4022. Mahler, R.L.. 1990. Nitrogen database project - final report.. unpublished report for Dryland Cereal/Legume LISA project.
This project had two components: 1) development of a comprehensive database on winter wheat response to nitrogen fertilizer rates; 2) evaluation of the potential of peas, alfalfa, and wheat straw as nitrogen sources for a following wheat crop in rotation. The database study examined winter wheat yield response to 41 nitrogen rates. When soil test N + mineralizable N + fertilizer N ranged from 101 to 175 kg/ha, a requirement of 2.75 lb N per bushel of wheat was calculated. This agrees with the figure calculated by Leggett in the 1950's, indicating that modern varieties have not changed in their basic nitrogen requirement, when nitrogen fertilizer efficiency is assumed to be 50%. At total available N rates greater than 175 kg/ha, the N requirement per bushel of wheat increased dramatically. Low rates did not show a large increase in efficiency on a per bushel basis. At Moscow, N fertilizer application rates less than 95 kg/ha resulted in greater than 50% N use efficiency. Efficiency declined rapidly at rates above this. The green manure study compared alfalfa, pea, and green wheat straw residues applied at 1, 2, and 3 mt/ha. In general, higher rates of pea and alfalfa resulted in higher wheat yields. The highest yields were with the high rate of pea residue. It was more effective than alfalfa residue, probably due to faster decomposition. Alfalfa provided more N per ton of residue (31 kg/mt) than the peas (29 kg/mt), while straw added 19 kg/mt.

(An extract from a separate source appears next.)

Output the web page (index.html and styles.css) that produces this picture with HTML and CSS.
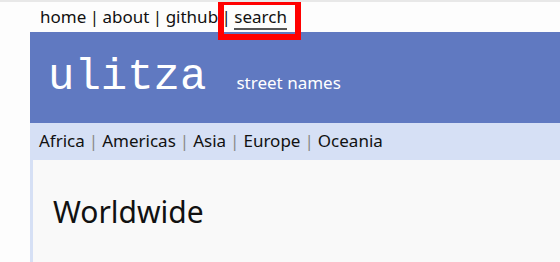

5065. Patten, A.G.. 1982. Comparison of nitrogen and phosphorous flows on an organic and conventional farm.. M.S. Thesis, Dept. of Agronomy and Soils, WSU, Pullman, WA.
Two adjacent farms, one organically managed and the other conventionally managed, located in the Palouse region of eastern WA, were studied for 2 years. Soil organic matter, total N, extractable P, and extractable K tended to be higher in the top 30 cm of soil from the organic farm. Mineral nitrogen in the top 30 cm of soil from the conventional farm was higher than or equal to that of the organic farm. Average long-term changes calculated in soil N and P pools resulted in substantial deficits of 44 and 14 kg/ha/yr, respectively, for the organic farm and 23 and 5 kg/ha/yr for the conventional farm. However, nutrients deficits were not reflected in lower soil N and P levels in the plot area tested on the organic farm as compared to the plot area on the conventional farm.
6738. Stickler, F.C. and L.R. Frederick. 1959. Residue paritcle size as a factor in nitrate release from legume tops and roots.. Agonomy J. 51:271-274.
Tested different particle sizes of tops and roots of alfalfa, sweetclover, red clover, and white clover. Coarse particles immobilized less N with alfalfa and white clover, but not red clover. Most treatments immobilized some N for the first 40-50 days, after which net nitrate release curves tended to become parallel. There was greater release of nitrate and recovery from tops than from roots. After 100 days incubation, recovery ranged from 43% for alfalfa, 34% for sweetclover, 25% for red clover, to 19% for white clover.
8735. Haimanot, K.. 1977. Long-term effects of crop and soil management practices on crop yield and soil chemical composition.. M.S. Thesis, Dept. of Agronomy and Soils, Washington, ST. Univ., Pullman, WA 99164-6420.
The study site was located near Dusty, WA in the intermediate rainfall zone. Cropping system treatments were run from 1952 to 1970. Thirteen different cropping systems with three N fertilizer levels were used, including continuous cropping, green manures, and fallow systems. Wheat yields in rotation using 30 lb N/ac were higher than yields in an alfalfa rotation. Wheat yields were higher after Austrian winter pea green manure than after alfalfa or sweetclover. Per acre per year crop yields were highest for fertilized, continuous cropping. Soil pH increased with sweetclover GM and decreased with N fertilizer added. Significant increases in soil organic matter occurred in rotations with alfalfa (+0.08%), on winter wheat - fallow (+0.30%), and with winter wheat - spring wheat - fallow with N (+0.26%).